Entries with page source code

↓↓↓

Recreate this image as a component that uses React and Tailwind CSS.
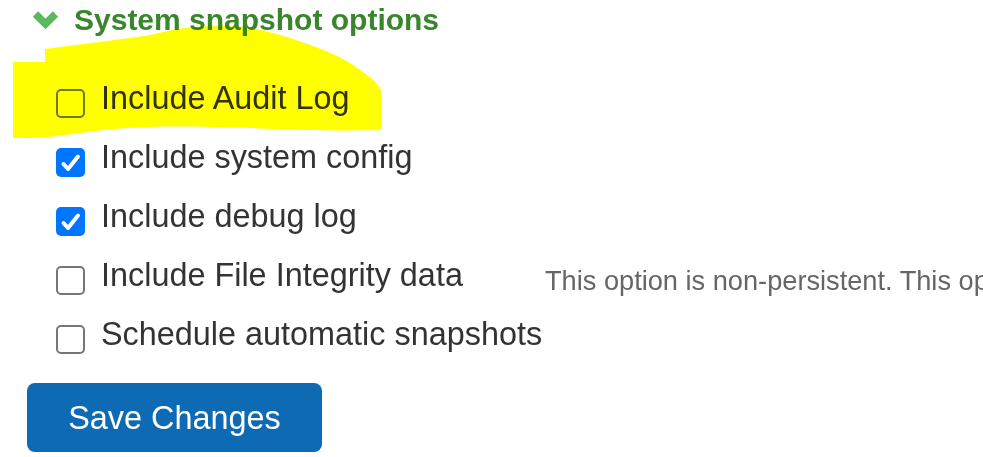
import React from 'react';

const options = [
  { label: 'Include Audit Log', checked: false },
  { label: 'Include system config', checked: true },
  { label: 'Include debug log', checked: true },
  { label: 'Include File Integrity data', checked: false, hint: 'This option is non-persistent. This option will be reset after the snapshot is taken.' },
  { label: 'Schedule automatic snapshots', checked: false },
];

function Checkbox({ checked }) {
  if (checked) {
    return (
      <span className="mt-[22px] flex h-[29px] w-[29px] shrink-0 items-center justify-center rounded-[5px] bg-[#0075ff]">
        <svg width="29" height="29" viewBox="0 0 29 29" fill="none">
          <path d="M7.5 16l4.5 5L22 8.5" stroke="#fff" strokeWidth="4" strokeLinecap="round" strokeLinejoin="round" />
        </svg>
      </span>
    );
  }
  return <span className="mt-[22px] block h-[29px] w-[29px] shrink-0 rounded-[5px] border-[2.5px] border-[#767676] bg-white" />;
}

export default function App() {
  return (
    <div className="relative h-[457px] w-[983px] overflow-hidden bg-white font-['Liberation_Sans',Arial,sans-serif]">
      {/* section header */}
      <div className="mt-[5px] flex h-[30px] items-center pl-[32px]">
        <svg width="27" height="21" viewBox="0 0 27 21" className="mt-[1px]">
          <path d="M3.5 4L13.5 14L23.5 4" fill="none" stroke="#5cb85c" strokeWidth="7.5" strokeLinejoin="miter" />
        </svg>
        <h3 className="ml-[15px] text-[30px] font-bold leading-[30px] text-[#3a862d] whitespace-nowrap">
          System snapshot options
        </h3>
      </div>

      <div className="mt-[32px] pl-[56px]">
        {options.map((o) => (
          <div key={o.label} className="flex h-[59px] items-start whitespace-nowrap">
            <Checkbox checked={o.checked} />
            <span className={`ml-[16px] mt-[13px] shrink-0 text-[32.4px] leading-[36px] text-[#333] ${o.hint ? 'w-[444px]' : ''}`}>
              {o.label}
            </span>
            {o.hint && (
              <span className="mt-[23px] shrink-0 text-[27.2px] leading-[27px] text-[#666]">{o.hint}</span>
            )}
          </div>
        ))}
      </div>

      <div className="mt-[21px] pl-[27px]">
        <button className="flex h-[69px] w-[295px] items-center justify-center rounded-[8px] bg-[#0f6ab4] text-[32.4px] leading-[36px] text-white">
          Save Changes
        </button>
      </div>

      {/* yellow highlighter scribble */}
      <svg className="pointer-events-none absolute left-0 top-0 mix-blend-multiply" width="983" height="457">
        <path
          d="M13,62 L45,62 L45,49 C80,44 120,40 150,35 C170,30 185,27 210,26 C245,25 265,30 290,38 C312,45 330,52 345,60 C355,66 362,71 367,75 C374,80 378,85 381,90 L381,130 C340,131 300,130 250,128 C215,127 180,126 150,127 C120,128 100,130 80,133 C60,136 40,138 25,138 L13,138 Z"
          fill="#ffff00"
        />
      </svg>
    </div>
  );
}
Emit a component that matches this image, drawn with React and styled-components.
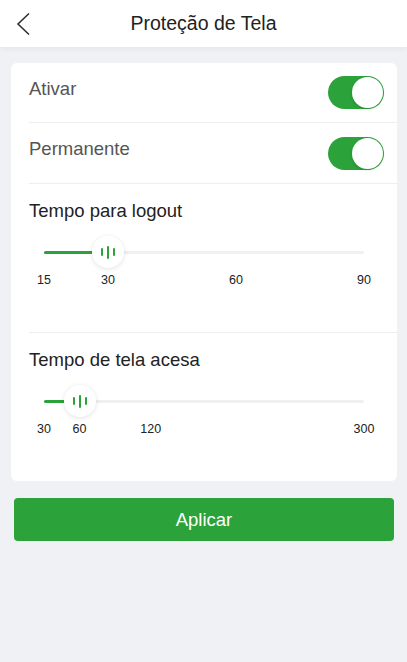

↑↑↑

[Goal] Omit pictures; set down the rest of the material word for word.

[Exercise response]
Recreate this image as a component that uses React and Tailwind CSS.
import React from 'react';

const options = [
  { label: 'Include Audit Log', checked: false },
  { label: 'Include system config', checked: true },
  { label: 'Include debug log', checked: true },
  { label: 'Include File Integrity data', checked: false, hint: 'This option is non-persistent. This option will be reset after the snapshot is taken.' },
  { label: 'Schedule automatic snapshots', checked: false },
];

function Checkbox({ checked }) {
  if (checked) {
    return (
      <span className="mt-[22px] flex h-[29px] w-[29px] shrink-0 items-center justify-center rounded-[5px] bg-[#0075ff]">
        <svg width="29" height="29" viewBox="0 0 29 29" fill="none">
          <path d="M7.5 16l4.5 5L22 8.5" stroke="#fff" strokeWidth="4" strokeLinecap="round" strokeLinejoin="round" />
        </svg>
      </span>
    );
  }
  return <span className="mt-[22px] block h-[29px] w-[29px] shrink-0 rounded-[5px] border-[2.5px] border-[#767676] bg-white" />;
}

export default function App() {
  return (
    <div className="relative h-[457px] w-[983px] overflow-hidden bg-white font-['Liberation_Sans',Arial,sans-serif]">
      {/* section header */}
      <div className="mt-[5px] flex h-[30px] items-center pl-[32px]">
        <svg width="27" height="21" viewBox="0 0 27 21" className="mt-[1px]">
          <path d="M3.5 4L13.5 14L23.5 4" fill="none" stroke="#5cb85c" strokeWidth="7.5" strokeLinejoin="miter" />
        </svg>
        <h3 className="ml-[15px] text-[30px] font-bold leading-[30px] text-[#3a862d] whitespace-nowrap">
          System snapshot options
        </h3>
      </div>

      <div className="mt-[32px] pl-[56px]">
        {options.map((o) => (
          <div key={o.label} className="flex h-[59px] items-start whitespace-nowrap">
            <Checkbox checked={o.checked} />
            <span className={`ml-[16px] mt-[13px] shrink-0 text-[32.4px] leading-[36px] text-[#333] ${o.hint ? 'w-[444px]' : ''}`}>
              {o.label}
            </span>
            {o.hint && (
              <span className="mt-[23px] shrink-0 text-[27.2px] leading-[27px] text-[#666]">{o.hint}</span>
            )}
          </div>
        ))}
      </div>

      <div className="mt-[21px] pl-[27px]">
        <button className="flex h-[69px] w-[295px] items-center justify-center rounded-[8px] bg-[#0f6ab4] text-[32.4px] leading-[36px] text-white">
          Save Changes
        </button>
      </div>

      {/* yellow highlighter scribble */}
      <svg className="pointer-events-none absolute left-0 top-0 mix-blend-multiply" width="983" height="457">
        <path
          d="M13,62 L45,62 L45,49 C80,44 120,40 150,35 C170,30 185,27 210,26 C245,25 265,30 290,38 C312,45 330,52 345,60 C355,66 362,71 367,75 C374,80 378,85 381,90 L381,130 C340,131 300,130 250,128 C215,127 180,126 150,127 C120,128 100,130 80,133 C60,136 40,138 25,138 L13,138 Z"
          fill="#ffff00"
        />
      </svg>
    </div>
  );
}
Emit a component that matches this image, drawn with React and styled-components.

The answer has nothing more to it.